President Donald Trump has sparked some questions after the appearance of his personal helicopter on the grounds of his Mar-a-Lago resort in Florida.
As per standard security protocol, Trump is only able to fly on Air Force One or Marine One, according to the Secret Service. The security agency has said Trump did not ride the helicopter, The Associated Press reports.
The helicopter was reportedly spotted on the resort's helipad on April 8 before leaving a few hours later. The White House did not answer questions about why the aircraft had been on the helipad.
The helicopter, a Sikorsky S-76, is white with a bold "TRUMP" logo on its tail.
According to the Palm Beach Daily News, Trump traveled to Mar-a-Lago via motorcade around 2:45 p.m., after he had gone out to his golf course in West Palm Beach.

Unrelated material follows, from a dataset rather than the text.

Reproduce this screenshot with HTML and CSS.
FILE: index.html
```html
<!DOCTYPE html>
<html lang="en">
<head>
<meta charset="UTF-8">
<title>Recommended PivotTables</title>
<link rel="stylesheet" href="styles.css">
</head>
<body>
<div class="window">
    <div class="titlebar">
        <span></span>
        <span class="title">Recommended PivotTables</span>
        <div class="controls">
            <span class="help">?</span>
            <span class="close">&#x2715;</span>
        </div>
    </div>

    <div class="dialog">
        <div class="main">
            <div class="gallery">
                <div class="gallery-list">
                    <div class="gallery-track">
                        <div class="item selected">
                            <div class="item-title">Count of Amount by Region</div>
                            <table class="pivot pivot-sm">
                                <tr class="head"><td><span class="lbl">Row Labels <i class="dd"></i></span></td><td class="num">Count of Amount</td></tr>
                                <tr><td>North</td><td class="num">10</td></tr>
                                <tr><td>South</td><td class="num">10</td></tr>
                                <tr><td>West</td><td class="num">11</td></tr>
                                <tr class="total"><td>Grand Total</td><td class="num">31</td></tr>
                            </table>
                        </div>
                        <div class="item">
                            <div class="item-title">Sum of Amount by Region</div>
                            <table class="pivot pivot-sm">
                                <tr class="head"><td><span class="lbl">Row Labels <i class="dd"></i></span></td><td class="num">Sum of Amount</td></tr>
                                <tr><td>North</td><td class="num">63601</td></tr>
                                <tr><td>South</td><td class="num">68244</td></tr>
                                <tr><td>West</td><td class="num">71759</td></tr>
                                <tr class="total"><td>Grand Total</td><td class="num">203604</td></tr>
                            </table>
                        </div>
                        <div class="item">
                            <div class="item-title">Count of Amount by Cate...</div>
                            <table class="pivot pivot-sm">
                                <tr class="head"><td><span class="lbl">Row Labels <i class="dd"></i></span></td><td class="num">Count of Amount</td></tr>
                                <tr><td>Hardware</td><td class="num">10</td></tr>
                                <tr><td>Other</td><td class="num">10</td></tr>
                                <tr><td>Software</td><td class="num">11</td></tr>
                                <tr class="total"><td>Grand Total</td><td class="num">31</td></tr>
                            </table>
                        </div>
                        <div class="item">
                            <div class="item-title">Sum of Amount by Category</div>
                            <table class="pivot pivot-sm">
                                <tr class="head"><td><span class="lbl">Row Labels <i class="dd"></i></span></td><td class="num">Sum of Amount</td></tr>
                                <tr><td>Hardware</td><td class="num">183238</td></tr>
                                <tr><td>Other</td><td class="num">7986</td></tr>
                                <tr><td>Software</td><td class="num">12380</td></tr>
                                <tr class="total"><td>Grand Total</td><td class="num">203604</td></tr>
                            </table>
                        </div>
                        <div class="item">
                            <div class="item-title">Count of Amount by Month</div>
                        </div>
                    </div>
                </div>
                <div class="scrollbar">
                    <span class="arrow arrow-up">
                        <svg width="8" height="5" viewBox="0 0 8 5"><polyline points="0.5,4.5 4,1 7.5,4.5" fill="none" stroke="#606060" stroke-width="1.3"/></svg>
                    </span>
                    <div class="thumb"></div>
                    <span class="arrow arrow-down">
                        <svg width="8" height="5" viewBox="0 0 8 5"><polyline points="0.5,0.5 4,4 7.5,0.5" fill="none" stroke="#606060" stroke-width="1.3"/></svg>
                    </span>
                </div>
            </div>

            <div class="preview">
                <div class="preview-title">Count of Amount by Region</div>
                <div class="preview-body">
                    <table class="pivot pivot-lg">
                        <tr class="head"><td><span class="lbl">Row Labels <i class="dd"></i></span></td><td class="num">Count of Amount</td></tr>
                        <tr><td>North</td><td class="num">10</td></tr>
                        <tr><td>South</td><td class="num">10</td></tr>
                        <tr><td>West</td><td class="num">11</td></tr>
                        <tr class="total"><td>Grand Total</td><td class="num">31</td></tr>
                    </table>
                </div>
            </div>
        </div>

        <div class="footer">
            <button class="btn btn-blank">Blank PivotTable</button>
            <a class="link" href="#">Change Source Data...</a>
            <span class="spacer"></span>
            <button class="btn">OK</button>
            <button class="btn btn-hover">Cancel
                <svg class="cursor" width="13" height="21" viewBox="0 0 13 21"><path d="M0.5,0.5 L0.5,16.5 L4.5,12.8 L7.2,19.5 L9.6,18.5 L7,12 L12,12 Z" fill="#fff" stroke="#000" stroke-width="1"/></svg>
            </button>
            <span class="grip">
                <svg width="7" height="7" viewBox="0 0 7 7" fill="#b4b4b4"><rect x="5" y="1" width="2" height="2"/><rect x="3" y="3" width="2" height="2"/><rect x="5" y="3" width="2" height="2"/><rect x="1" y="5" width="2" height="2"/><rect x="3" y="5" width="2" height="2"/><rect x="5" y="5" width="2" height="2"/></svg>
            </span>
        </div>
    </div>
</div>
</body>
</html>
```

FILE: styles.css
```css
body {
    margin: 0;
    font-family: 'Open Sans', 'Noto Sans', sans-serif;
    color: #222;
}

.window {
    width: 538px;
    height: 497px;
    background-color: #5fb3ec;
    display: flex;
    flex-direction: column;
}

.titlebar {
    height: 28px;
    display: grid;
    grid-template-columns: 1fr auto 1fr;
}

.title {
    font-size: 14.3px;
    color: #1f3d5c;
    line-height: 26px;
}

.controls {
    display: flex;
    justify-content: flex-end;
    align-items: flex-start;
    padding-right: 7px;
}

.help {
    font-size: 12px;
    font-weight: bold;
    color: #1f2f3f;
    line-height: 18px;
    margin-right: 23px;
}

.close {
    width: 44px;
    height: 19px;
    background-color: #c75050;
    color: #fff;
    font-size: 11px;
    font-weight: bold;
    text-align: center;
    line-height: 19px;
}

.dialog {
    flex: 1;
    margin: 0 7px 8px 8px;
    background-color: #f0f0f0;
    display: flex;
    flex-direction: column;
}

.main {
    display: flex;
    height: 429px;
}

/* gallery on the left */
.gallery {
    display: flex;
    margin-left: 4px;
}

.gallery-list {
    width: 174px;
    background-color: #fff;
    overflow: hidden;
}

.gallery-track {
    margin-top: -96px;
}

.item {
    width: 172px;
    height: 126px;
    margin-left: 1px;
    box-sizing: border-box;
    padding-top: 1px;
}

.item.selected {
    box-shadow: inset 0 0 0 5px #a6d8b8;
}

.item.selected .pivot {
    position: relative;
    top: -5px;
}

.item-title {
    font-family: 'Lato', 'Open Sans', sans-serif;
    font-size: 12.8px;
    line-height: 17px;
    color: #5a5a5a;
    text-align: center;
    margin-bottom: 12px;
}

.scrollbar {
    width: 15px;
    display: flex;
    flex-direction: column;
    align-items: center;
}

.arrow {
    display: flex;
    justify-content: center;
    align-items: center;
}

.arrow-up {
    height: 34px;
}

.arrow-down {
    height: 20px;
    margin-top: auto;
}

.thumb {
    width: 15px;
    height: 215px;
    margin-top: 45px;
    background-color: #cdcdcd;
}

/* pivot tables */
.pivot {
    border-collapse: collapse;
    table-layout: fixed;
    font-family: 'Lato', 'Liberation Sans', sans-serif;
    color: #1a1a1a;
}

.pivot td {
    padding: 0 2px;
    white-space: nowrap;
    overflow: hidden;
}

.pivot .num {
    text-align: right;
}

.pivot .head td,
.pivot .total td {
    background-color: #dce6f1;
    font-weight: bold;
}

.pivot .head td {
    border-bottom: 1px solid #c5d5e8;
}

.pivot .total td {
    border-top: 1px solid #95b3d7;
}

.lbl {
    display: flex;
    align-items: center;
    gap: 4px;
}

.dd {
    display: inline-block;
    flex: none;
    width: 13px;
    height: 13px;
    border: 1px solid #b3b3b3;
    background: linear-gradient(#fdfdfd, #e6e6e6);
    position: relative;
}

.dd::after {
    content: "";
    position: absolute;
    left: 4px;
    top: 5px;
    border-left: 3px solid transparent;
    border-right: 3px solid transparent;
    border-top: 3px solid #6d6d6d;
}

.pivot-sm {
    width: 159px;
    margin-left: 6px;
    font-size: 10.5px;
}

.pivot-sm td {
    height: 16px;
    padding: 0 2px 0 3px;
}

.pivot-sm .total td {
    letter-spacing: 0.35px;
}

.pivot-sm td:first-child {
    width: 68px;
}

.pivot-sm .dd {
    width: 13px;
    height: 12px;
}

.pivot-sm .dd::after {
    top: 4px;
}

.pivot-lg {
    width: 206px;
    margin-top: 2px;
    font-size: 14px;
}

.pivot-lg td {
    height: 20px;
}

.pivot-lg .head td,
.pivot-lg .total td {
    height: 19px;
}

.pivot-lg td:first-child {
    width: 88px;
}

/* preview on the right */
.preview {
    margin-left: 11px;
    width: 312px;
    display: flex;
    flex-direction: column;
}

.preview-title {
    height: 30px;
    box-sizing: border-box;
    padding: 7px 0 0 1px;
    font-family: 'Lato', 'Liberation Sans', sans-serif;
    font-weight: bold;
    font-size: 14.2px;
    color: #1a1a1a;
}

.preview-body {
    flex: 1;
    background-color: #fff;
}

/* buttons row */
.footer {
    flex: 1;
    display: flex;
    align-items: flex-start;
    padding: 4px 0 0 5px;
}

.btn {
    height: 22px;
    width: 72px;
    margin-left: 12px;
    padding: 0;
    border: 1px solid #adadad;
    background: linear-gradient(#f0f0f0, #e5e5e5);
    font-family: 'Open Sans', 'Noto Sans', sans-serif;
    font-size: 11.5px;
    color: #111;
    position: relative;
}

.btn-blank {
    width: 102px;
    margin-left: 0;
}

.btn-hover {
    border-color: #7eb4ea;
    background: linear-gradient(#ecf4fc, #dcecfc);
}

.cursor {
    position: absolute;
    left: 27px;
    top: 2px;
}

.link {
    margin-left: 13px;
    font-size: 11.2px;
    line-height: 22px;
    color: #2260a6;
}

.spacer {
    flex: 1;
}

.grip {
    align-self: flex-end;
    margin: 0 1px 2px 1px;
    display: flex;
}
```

Sean Baker, a spokesman for Palm Beach Fire-Rescue, said that the Secret Service had requested a fire engine be on standby while the helicopter arrived at the club.

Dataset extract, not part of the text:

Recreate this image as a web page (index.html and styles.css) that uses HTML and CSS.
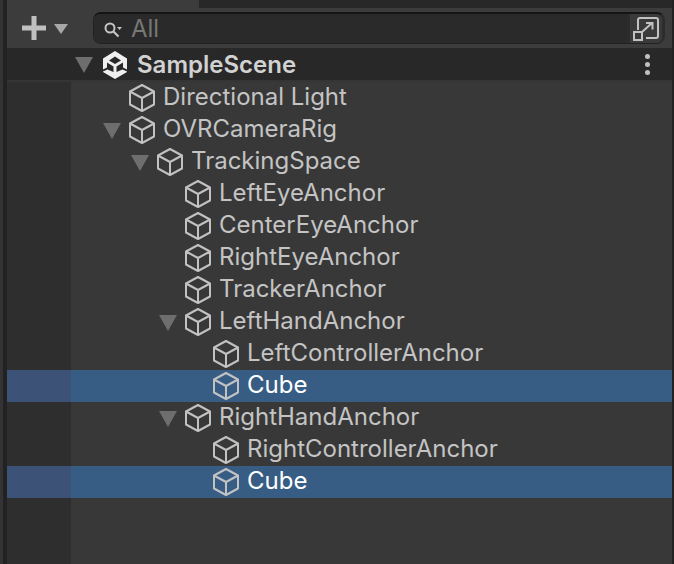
FILE: index.html
```html
<!DOCTYPE html>
<html lang="en">
<head>
    <meta charset="UTF-8">
    <title>Hierarchy</title>
    <link rel="stylesheet" href="styles.css">
</head>
<body>
    <svg class="defs" width="0" height="0">
        <symbol id="cube" viewBox="0 0 28 28">
            <path d="M14 1 L26 7.500 V20.500 L14 27 L2 20.500 V7.500 Z M2 7.500 L14 14 L26 7.500 M14 14 V27" fill="none" stroke="currentColor" stroke-width="2" stroke-linejoin="round"/>
        </symbol>
    </svg>
    <div class="window">
        <div class="tabs"><div class="tab"></div></div>
        <div class="toolbar">
            <div class="add">
                <svg class="plus" width="26" height="26" viewBox="0 0 26 26"><path d="M10.500 1h5v9.500h9.500v5h-9.500v9.500h-5v-9.500h-9.500v-5h9.500z" fill="#c0c0c0"/></svg>
                <span class="arrow arrow-add"></span>
            </div>
            <div class="search">
                <div class="search-field">
                    <svg width="20" height="20" viewBox="0 0 20 20"><circle cx="7" cy="9" r="4.500" fill="none" stroke="#c4c4c4" stroke-width="2"/><path d="M10.500 12.500 L15.500 17.500" stroke="#c4c4c4" stroke-width="2.200"/><path d="M14 8h5l-2.500 3z" fill="#c4c4c4"/></svg>
                    <span class="search-text">All</span>
                </div>
                <div class="search-btn">
                    <svg width="28" height="28" viewBox="0 0 28 28" fill="none" stroke="#c2c2c2" stroke-width="2"><path d="M6 15V5a2 2 0 0 1 2-2h16a2 2 0 0 1 2 2v16a2 2 0 0 1-2 2H14"/><rect x="2" y="17" width="8" height="8"/><path d="M10 17 L20 8 M14 8h6.500v6.500"/></svg>
                </div>
            </div>
        </div>
        <div class="scene">
            <span class="arrow arrow-tree"></span>
            <svg class="unity" width="24" height="28" viewBox="0 0 24 28"><path fill-rule="evenodd" d="M12 0 L24 7.500 V21 L12 28 L0 21 V7.500 Z M12 5.500 L6 9.500 L12 13 L18 9.500 Z M0 18.500 L4 16.500 V11.500 L10.500 15.500 V21 L4.500 18.500 L0 20.500 Z M24 18.500 L20 16.500 V11.500 L13.500 15.500 V21 L19.500 18.500 L24 20.500 Z" fill="#efefef"/></svg>
            <span class="scene-name">SampleScene</span>
            <span class="dots"><i></i><i></i><i></i></span>
        </div>
        <div class="tree">
            <div class="row depth-1 leaf"><svg class="cube"><use href="#cube"/></svg><span>Directional Light</span></div>
            <div class="row depth-1"><span class="arrow arrow-tree"></span><svg class="cube"><use href="#cube"/></svg><span>OVRCameraRig</span></div>
            <div class="row depth-2"><span class="arrow arrow-tree"></span><svg class="cube"><use href="#cube"/></svg><span>TrackingSpace</span></div>
            <div class="row depth-3 leaf"><svg class="cube"><use href="#cube"/></svg><span>LeftEyeAnchor</span></div>
            <div class="row depth-3 leaf"><svg class="cube"><use href="#cube"/></svg><span>CenterEyeAnchor</span></div>
            <div class="row depth-3 leaf"><svg class="cube"><use href="#cube"/></svg><span>RightEyeAnchor</span></div>
            <div class="row depth-3 leaf"><svg class="cube"><use href="#cube"/></svg><span>TrackerAnchor</span></div>
            <div class="row depth-3"><span class="arrow arrow-tree"></span><svg class="cube"><use href="#cube"/></svg><span>LeftHandAnchor</span></div>
            <div class="row depth-4 leaf"><svg class="cube"><use href="#cube"/></svg><span>LeftControllerAnchor</span></div>
            <div class="row depth-4 leaf selected"><svg class="cube"><use href="#cube"/></svg><span>Cube</span></div>
            <div class="row depth-3"><span class="arrow arrow-tree"></span><svg class="cube"><use href="#cube"/></svg><span>RightHandAnchor</span></div>
            <div class="row depth-4 leaf"><svg class="cube"><use href="#cube"/></svg><span>RightControllerAnchor</span></div>
            <div class="row depth-4 leaf selected"><svg class="cube"><use href="#cube"/></svg><span>Cube</span></div>
        </div>
    </div>
</body>
</html>
```
FILE: styles.css
```css
html, body {
    margin: 0;
    padding: 0;
    height: 100%;
    overflow: hidden;
    background: linear-gradient(to right, #333333 3px, #222222 3px);
    font-family: "Inter", "Liberation Sans", sans-serif;
}
.defs {
    display: block;
    height: 0;
}
.window {
    display: flex;
    flex-direction: column;
    height: 564px;
    margin-left: 7px;
    margin-right: 2px;
}
.tabs {
    height: 8px;
    background: #282828;
}
.tab {
    width: 192px;
    height: 8px;
    background: #3c3c3c;
}
.toolbar {
    display: flex;
    align-items: center;
    height: 40px;
    background: #3c3c3c;
    box-sizing: border-box;
    padding: 0 1px 0 14px;
}
.add {
    display: flex;
    align-items: center;
    width: 72px;
    gap: 7px;
}
.arrow {
    display: block;
    flex: none;
    width: 0;
    height: 0;
    border-left: 9px solid transparent;
    border-right: 9px solid transparent;
    border-top: 16px solid #6e6e6e;
}
.arrow-add {
    border-left-width: 7px;
    border-right-width: 7px;
    border-top: 10px solid #a8a8a8;
    margin-top: 1px;
}
.search {
    display: flex;
    flex: 1;
    height: 32px;
    box-sizing: border-box;
    border-radius: 8px;
    overflow: hidden;
    border: 1px solid #212121;
    border-top: 2px solid #151515;
    border-right: 3px solid #2c2c2c;
    margin-right: 6px;
}
.search-field {
    display: flex;
    flex: 1;
    align-items: center;
    gap: 8px;
    padding-left: 9px;
    background: #2a2a2a;
}
.search-text {
    color: #777777;
    font-size: 24px;
}
.search-btn {
    display: flex;
    align-items: center;
    justify-content: center;
    width: 32px;
    background: #3a3a3a;
    border-left: 3px solid #2c2c2c;
}
.scene {
    display: flex;
    align-items: center;
    height: 34px;
    box-sizing: border-box;
    background: #282828;
    border-bottom: 2px solid #353535;
    padding-top: 1px;
    padding-left: 68px;
    color: #d2d2d2;
    font-size: 24px;
    font-weight: 600;
}
.scene .arrow {
    margin-right: 10px;
}
.scene-name {
    margin-left: 10px;
}
.dots {
    display: flex;
    flex-direction: column;
    gap: 3px;
    margin-left: auto;
    margin-right: 22px;
}
.dots i {
    display: block;
    width: 5px;
    height: 5px;
    border-radius: 50%;
    background: #c0c0c0;
}
.tree {
    flex: 1;
    background: linear-gradient(to right, #2e2e2e 64px, #383838 64px);
}
.row {
    display: flex;
    align-items: center;
    height: 32px;
    color: #c4c4c4;
    font-size: 24px;
}
.row > span:last-child {
    margin-top: -4px;
}
.row .arrow {
    margin-top: 2px;
    margin-right: 7px;
}
.row .cube {
    width: 28px;
    height: 28px;
    margin-right: 7px;
    color: #c2c2c2;
}
.depth-1 { padding-left: 96px; }
.depth-2 { padding-left: 124px; }
.depth-3 { padding-left: 152px; }
.depth-4 { padding-left: 180px; }
.leaf.depth-1 { padding-left: 121px; }
.leaf.depth-3 { padding-left: 177px; }
.leaf.depth-4 { padding-left: 205px; }
.selected {
    color: #ffffff;
    background: linear-gradient(to right, #3d5277 64px, #375d85 64px);
}
```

"We were surprised," said Baker. "This was not something we knew was coming."
Baker said that the helicopter would remain at Mar-a-Lago until April 9, and that there had not been reports of anyone arriving or being picked up by the personal helicopter. Baker said that he did not know what the helicopter would be used for in that situation.
The helipad, which was newly paved, was reportedly ready for use in March after passing inspection. Trump will reportedly be able to use the helipad to ride to Mar-a-Lago in Marine One.
Valerie Bianco, a Trump supporter who saw the helicopter fly in, said that it was "an amazing surprise" to see the president's helicopter.
In February, shortly after Trump entered office, he said that he had a plan to save $1 billion on upgrades to Air Force One, according to Fortune. The U.S. Air Force said that it was not aware of any such plan.
Speaking to a crowd of supporters in Florida, Trump spoke about a program which would include the development and purchase of two Boeing jets to be used for Air Force One. Trump said during the rally that "we got that price down by over $1 billion."
According to Trump, the program was initially expected to cost around $4.2 billion, which the president said was too much.
"Can you believe this?" said Trump. "I said, 'No way.' I said, ' I refuse to fly in a $4.2 billion airplane. I refuse.'"
When Air Force spokesperson Col. Pat Ryder was asked about Trump's statement regarding the deal, Ryder replied: "I have not been told that we have that information."